Last night I had the opportunity to witness a unique experience. The event took place at the charming Cinema Paradiso in Baden, a renowned spa town some 25 km from Vienna, and the show was one of the most impressive in 2023. In a sold-out theatre, two absolute legends, silent film pianist Gerhard Gruber and lyricist and actor Ralph Turnheim, set the first ever film version of Frankenstein, produced in 1910, to music.

Published just a little over 200 years ago, Mary Shelley’s Gothic novel has always been fascinating, thanks above all to its masterful depiction in prose of the fears and anxieties of modern society. And it is precisely on the feeling of fright that this 13-minute short film by Edison Studios plays, silent but with great pathos. The task of the Gruber & Turnheim duo is therefore to set the short film to music, reinterpreting it in three different ways: tragedy, comedy and musical.

With piano and music stand, Gruber & Turnheim performed three different and exciting reinterpretations, with a total running time of around 80 minutes (including pause), where the lyrics, in rhyme, and the pianist’s improvisation, “done by ear and by feeling, looking at the screen and at the lyricist” gave life to a dark, but also funny and dancing Frankenstein‘s monster.

A 2006 Nestroy Award winner and a true legend, Gerhard Gruber has given new life to more than 600 silent films, becoming an absolute world leader in his field. Personally, I found it very impressive to watch his improvisation focusing on his fingers, moved with great speed and confidence, illuminated by the light of the keys.

The world’s only professional narrator of German-language silent films, Ralph Turnheim has long experience as an actor and lyricist. He also performed a reinterpretation of Laurel and Hardy, making the characters two funny Viennese men from the early 1900s.

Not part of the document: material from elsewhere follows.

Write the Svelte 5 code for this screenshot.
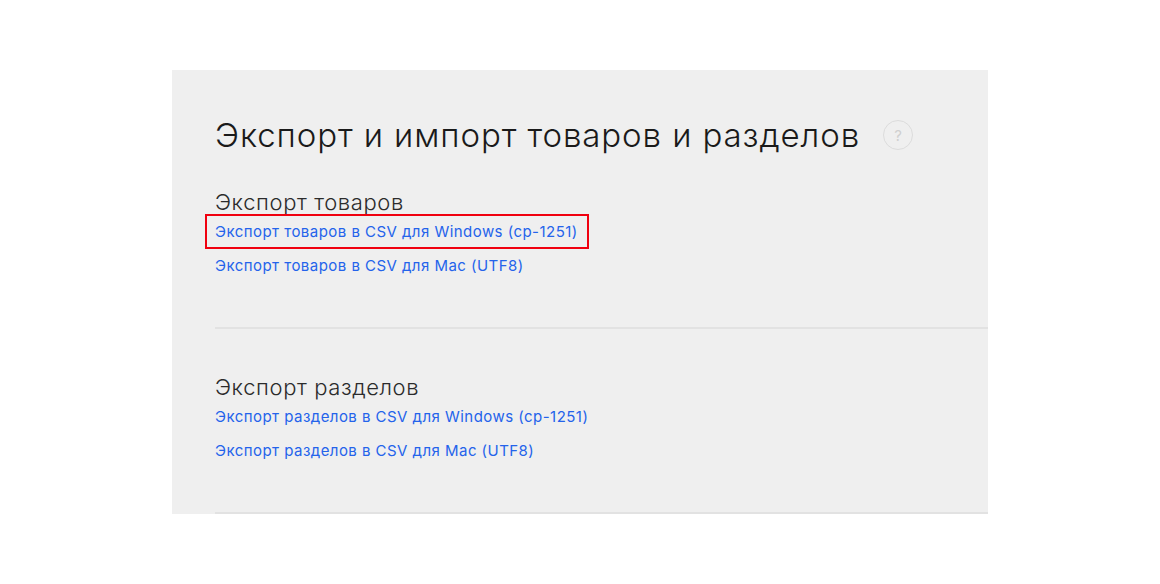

The alchemy between the two artists, masters in their field, is incredibly magnetic, and the audience in the theatre, myself included, inevitably got frightened, laughed and kept the rhythm as the show changed from gothic tragedy to Viennese cabaret to, finally, Saturday night variety musical. It can be said with conviction that the two of them have created a true new genre, one that both brings slapstick masterpieces and great silent film classics back to life, but also introduces audiences to authentic milestones in film history, always paying due tribute to the original performers (in those days uncredited, as it was the production company the real star) with interesting anecdotes and quotations.

“It will be horrible, it will be fun, it will be unforgettable,” Turnheim himself announced during the presentation. It was all true. It was horrible, it was fun, it was incredibly unforgettable.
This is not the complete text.